--- TASK BRIEF ---
Write out the records beneath this line exactly as they appear, minus any images.

Stored records:
(begin)
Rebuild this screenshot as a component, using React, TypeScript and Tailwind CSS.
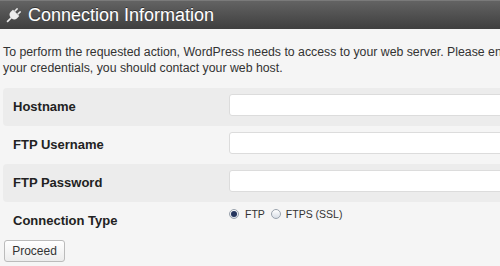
import React from "react";

type Field = { label: string; type: string };

const FIELDS: Field[] = [
  { label: "Hostname", type: "text" },
  { label: "FTP Username", type: "text" },
  { label: "FTP Password", type: "password" },
];

function PlugIcon() {
  return (
    <svg viewBox="0 0 16 16" className="h-[17px] w-[17px]">
      <g transform="rotate(45 8 8)" fill="#ececec">
        <rect x="5.2" y="0.5" width="1.6" height="4" rx="0.5" />
        <rect x="9.2" y="0.5" width="1.6" height="4" rx="0.5" />
        <path d="M3.8 4.5h8.4v3.2c0 2-1.6 3.4-3.4 3.5h-1.6c-1.8-.1-3.4-1.5-3.4-3.5z" />
        <rect x="7.2" y="11" width="1.6" height="5.5" />
      </g>
    </svg>
  );
}

function Radio({ checked }: { checked?: boolean }) {
  return (
    <span className="flex h-[10px] w-[10px] items-center justify-center rounded-full border border-[#9aa3ad] bg-gradient-to-b from-[#ffffff] to-[#d8dee6]">
      {checked && <span className="h-[6px] w-[6px] rounded-full bg-[#24355d]" />}
    </span>
  );
}

export default function App() {
  return (
    <div className="h-[266px] w-full overflow-hidden bg-[#f5f5f5] font-['Liberation_Sans',Arial,sans-serif] text-[#333]">
      <div className="w-[900px]">
        {/* Header */}
        <div className="flex h-[29px] items-center gap-[6px] border-t border-[#7a7a7a] bg-gradient-to-b from-[#636363] to-[#3f3f3f] pl-[5px]">
          <PlugIcon />
          <h2 className="text-[18px] leading-none text-white [text-shadow:0_-1px_0_#333]">
            Connection Information
          </h2>
        </div>

        <p className="mt-[15px] pl-[3px] text-[12.3px] leading-4 whitespace-nowrap">
          To perform the requested action, WordPress needs to access to your web server. Please enter your FTP
          credentials to proceed. If you do not remember
          <br />
          your credentials, you should contact your web host.
        </p>

        {/* Form table */}
        <div className="mt-[12px] ml-[3px]">
          {FIELDS.map((f, i) => (
            <div
              key={f.label}
              className={`flex h-[38px] items-start rounded-l-[4px] ${i % 2 === 0 ? "bg-[#ececec]" : ""}`}
            >
              <label className="w-[226px] shrink-0 py-[11px] pl-[10px] text-[13px] leading-4 font-bold text-[#222]">
                {f.label}
              </label>
              <input
                type={f.type}
                className="mt-[6px] h-[22px] w-[400px] rounded-[3px] border border-[#dcdcdc] bg-white"
              />
            </div>
          ))}
          <div className="flex h-[36px] items-start">
            <span className="w-[226px] shrink-0 py-[11px] pl-[10px] text-[13px] leading-4 font-bold text-[#222]">
              Connection Type
            </span>
            <div className="mt-[5px] flex items-center text-[10.5px] leading-[14px] text-[#333]">
              <Radio checked />
              <span className="ml-[6px]">FTP</span>
              <span className="ml-[6px]">
                <Radio />
              </span>
              <span className="ml-[5px]">FTPS (SSL)</span>
            </div>
          </div>
        </div>

        <button className="ml-[4px] h-[22px] w-[61px] rounded-[3px] border border-[#bbb] bg-gradient-to-b from-white to-[#ececec] text-[12px] text-[#333]">
          Proceed
        </button>
      </div>
    </div>
  );
}
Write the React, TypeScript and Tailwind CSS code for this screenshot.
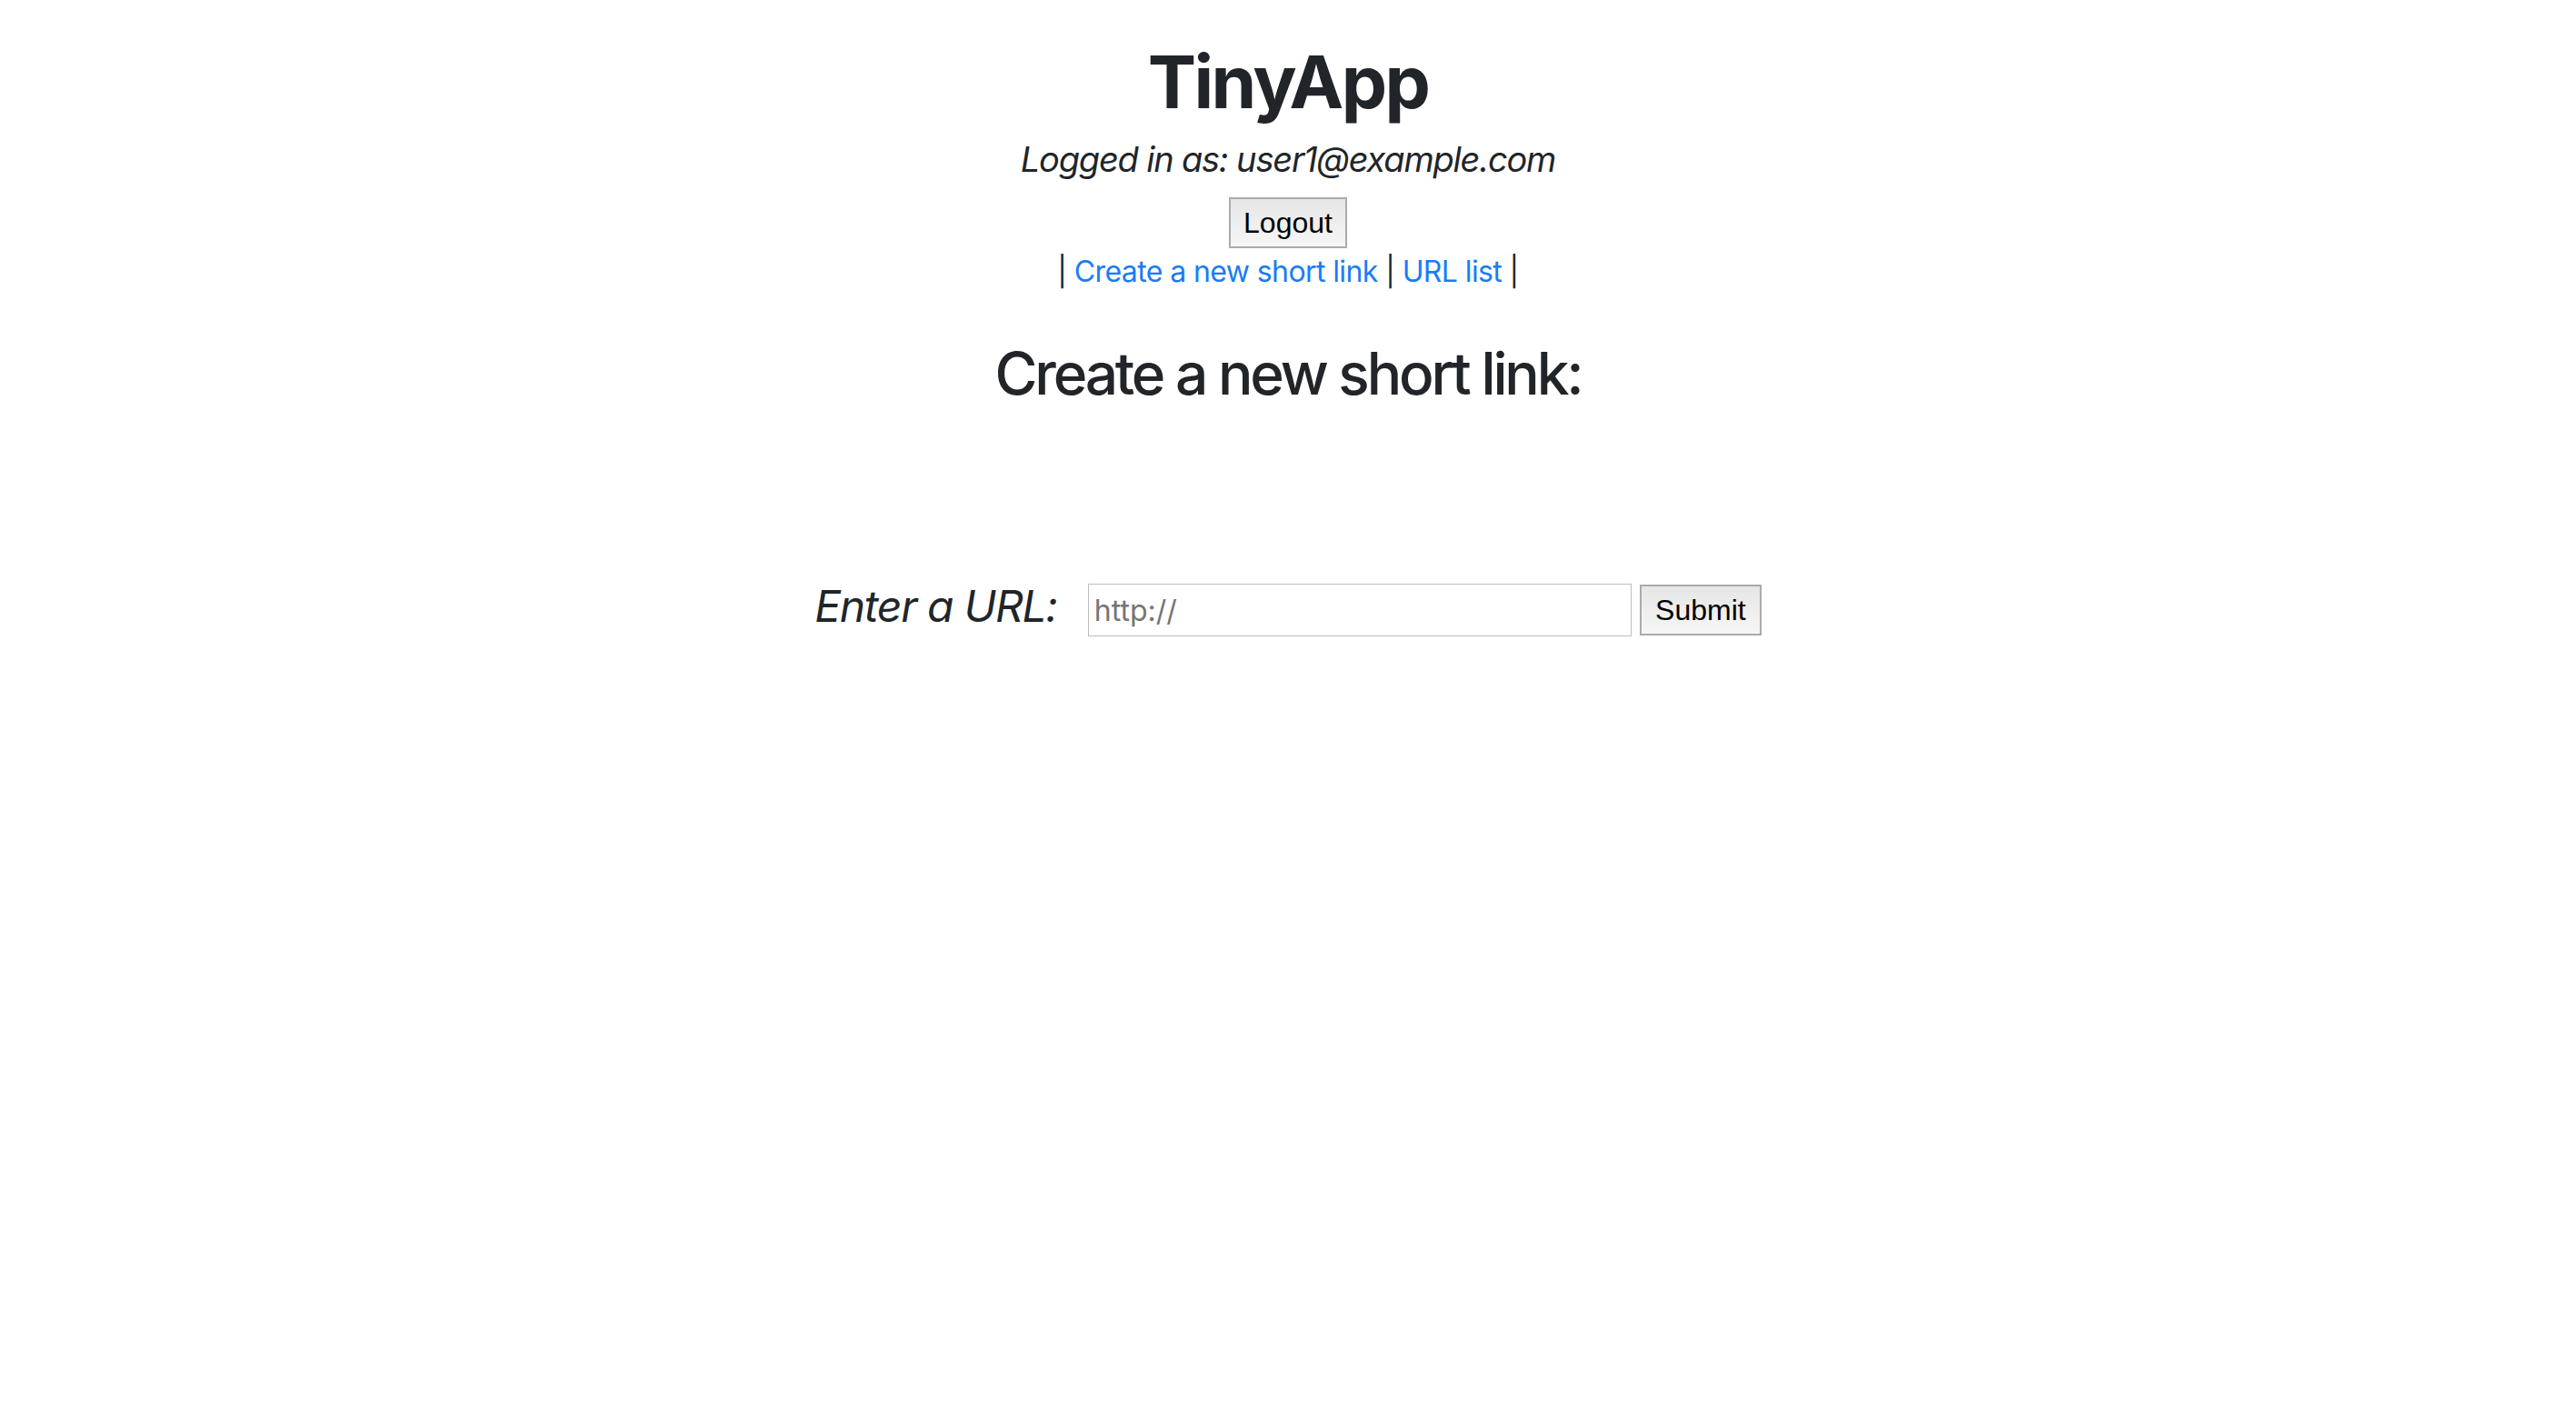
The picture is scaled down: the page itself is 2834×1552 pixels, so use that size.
const App = () => {
  return (
    <div className="min-h-screen bg-white font-['Inter',sans-serif] text-[#212529]">
      <header className="flex flex-col items-center pt-[42px]">
        <h1 className="text-[80px] font-bold leading-[96px] tracking-[-2.6px]">
          TinyApp
        </h1>
        <p className="mt-[14px] text-[38px] italic leading-[46px] tracking-[-1.2px]">
          Logged in as: user1@example.com
        </p>
        <button className="mt-[19px] h-[56px] w-[130px] border-2 border-[#ababab] bg-gradient-to-b from-[#e6e6e6] to-[#f6f6f6] font-['Liberation_Sans',sans-serif] text-[32px] text-black">
          Logout
        </button>
        <div className="mt-[2px] text-[32px] leading-[48px] tracking-[-0.6px]">
          |{" "}
          <a href="#" className="text-[#1a7cf5]">
            Create a new short link
          </a>{" "}
          |{" "}
          <a href="#" className="text-[#1a7cf5]">
            URL list
          </a>{" "}
          |
        </div>
      </header>
      <main className="flex flex-col items-center">
        <h2 className="mt-[49px] text-[64px] font-medium leading-[77px] tracking-[-3.2px]">
          Create a new short link:
        </h2>
        <form
          className="mt-[189px] flex items-center"
          onSubmit={(e) => e.preventDefault()}
        >
          <label className="mb-[8px] mr-[34px] text-[48px] italic leading-[58px] tracking-[-1.3px]">
            Enter a URL:
          </label>
          <input
            type="text"
            placeholder="http://"
            className="h-[58px] w-[598px] border border-[#bdbdbd] bg-white px-[6px] font-['Inter',sans-serif] text-[32px] text-black placeholder:text-[#757575] outline-none"
          />
          <button
            type="submit"
            className="ml-[9px] h-[56px] w-[134px] border-2 border-[#ababab] bg-gradient-to-b from-[#e6e6e6] to-[#f6f6f6] font-['Liberation_Sans',sans-serif] text-[32px] text-black"
          >
            Submit
          </button>
        </form>
      </main>
    </div>
  );
};

export default App;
(end)
--- FINAL RESULT ---
Rebuild this screenshot as a component, using React, TypeScript and Tailwind CSS.
import React from "react";

type Field = { label: string; type: string };

const FIELDS: Field[] = [
  { label: "Hostname", type: "text" },
  { label: "FTP Username", type: "text" },
  { label: "FTP Password", type: "password" },
];

function PlugIcon() {
  return (
    <svg viewBox="0 0 16 16" className="h-[17px] w-[17px]">
      <g transform="rotate(45 8 8)" fill="#ececec">
        <rect x="5.2" y="0.5" width="1.6" height="4" rx="0.5" />
        <rect x="9.2" y="0.5" width="1.6" height="4" rx="0.5" />
        <path d="M3.8 4.5h8.4v3.2c0 2-1.6 3.4-3.4 3.5h-1.6c-1.8-.1-3.4-1.5-3.4-3.5z" />
        <rect x="7.2" y="11" width="1.6" height="5.5" />
      </g>
    </svg>
  );
}

function Radio({ checked }: { checked?: boolean }) {
  return (
    <span className="flex h-[10px] w-[10px] items-center justify-center rounded-full border border-[#9aa3ad] bg-gradient-to-b from-[#ffffff] to-[#d8dee6]">
      {checked && <span className="h-[6px] w-[6px] rounded-full bg-[#24355d]" />}
    </span>
  );
}

export default function App() {
  return (
    <div className="h-[266px] w-full overflow-hidden bg-[#f5f5f5] font-['Liberation_Sans',Arial,sans-serif] text-[#333]">
      <div className="w-[900px]">
        {/* Header */}
        <div className="flex h-[29px] items-center gap-[6px] border-t border-[#7a7a7a] bg-gradient-to-b from-[#636363] to-[#3f3f3f] pl-[5px]">
          <PlugIcon />
          <h2 className="text-[18px] leading-none text-white [text-shadow:0_-1px_0_#333]">
            Connection Information
          </h2>
        </div>

        <p className="mt-[15px] pl-[3px] text-[12.3px] leading-4 whitespace-nowrap">
          To perform the requested action, WordPress needs to access to your web server. Please enter your FTP
          credentials to proceed. If you do not remember
          <br />
          your credentials, you should contact your web host.
        </p>

        {/* Form table */}
        <div className="mt-[12px] ml-[3px]">
          {FIELDS.map((f, i) => (
            <div
              key={f.label}
              className={`flex h-[38px] items-start rounded-l-[4px] ${i % 2 === 0 ? "bg-[#ececec]" : ""}`}
            >
              <label className="w-[226px] shrink-0 py-[11px] pl-[10px] text-[13px] leading-4 font-bold text-[#222]">
                {f.label}
              </label>
              <input
                type={f.type}
                className="mt-[6px] h-[22px] w-[400px] rounded-[3px] border border-[#dcdcdc] bg-white"
              />
            </div>
          ))}
          <div className="flex h-[36px] items-start">
            <span className="w-[226px] shrink-0 py-[11px] pl-[10px] text-[13px] leading-4 font-bold text-[#222]">
              Connection Type
            </span>
            <div className="mt-[5px] flex items-center text-[10.5px] leading-[14px] text-[#333]">
              <Radio checked />
              <span className="ml-[6px]">FTP</span>
              <span className="ml-[6px]">
                <Radio />
              </span>
              <span className="ml-[5px]">FTPS (SSL)</span>
            </div>
          </div>
        </div>

        <button className="ml-[4px] h-[22px] w-[61px] rounded-[3px] border border-[#bbb] bg-gradient-to-b from-white to-[#ececec] text-[12px] text-[#333]">
          Proceed
        </button>
      </div>
    </div>
  );
}
Write the React, TypeScript and Tailwind CSS code for this screenshot.
The picture is scaled down: the page itself is 2834×1552 pixels, so use that size.
const App = () => {
  return (
    <div className="min-h-screen bg-white font-['Inter',sans-serif] text-[#212529]">
      <header className="flex flex-col items-center pt-[42px]">
        <h1 className="text-[80px] font-bold leading-[96px] tracking-[-2.6px]">
          TinyApp
        </h1>
        <p className="mt-[14px] text-[38px] italic leading-[46px] tracking-[-1.2px]">
          Logged in as: user1@example.com
        </p>
        <button className="mt-[19px] h-[56px] w-[130px] border-2 border-[#ababab] bg-gradient-to-b from-[#e6e6e6] to-[#f6f6f6] font-['Liberation_Sans',sans-serif] text-[32px] text-black">
          Logout
        </button>
        <div className="mt-[2px] text-[32px] leading-[48px] tracking-[-0.6px]">
          |{" "}
          <a href="#" className="text-[#1a7cf5]">
            Create a new short link
          </a>{" "}
          |{" "}
          <a href="#" className="text-[#1a7cf5]">
            URL list
          </a>{" "}
          |
        </div>
      </header>
      <main className="flex flex-col items-center">
        <h2 className="mt-[49px] text-[64px] font-medium leading-[77px] tracking-[-3.2px]">
          Create a new short link:
        </h2>
        <form
          className="mt-[189px] flex items-center"
          onSubmit={(e) => e.preventDefault()}
        >
          <label className="mb-[8px] mr-[34px] text-[48px] italic leading-[58px] tracking-[-1.3px]">
            Enter a URL:
          </label>
          <input
            type="text"
            placeholder="http://"
            className="h-[58px] w-[598px] border border-[#bdbdbd] bg-white px-[6px] font-['Inter',sans-serif] text-[32px] text-black placeholder:text-[#757575] outline-none"
          />
          <button
            type="submit"
            className="ml-[9px] h-[56px] w-[134px] border-2 border-[#ababab] bg-gradient-to-b from-[#e6e6e6] to-[#f6f6f6] font-['Liberation_Sans',sans-serif] text-[32px] text-black"
          >
            Submit
          </button>
        </form>
      </main>
    </div>
  );
};

export default App;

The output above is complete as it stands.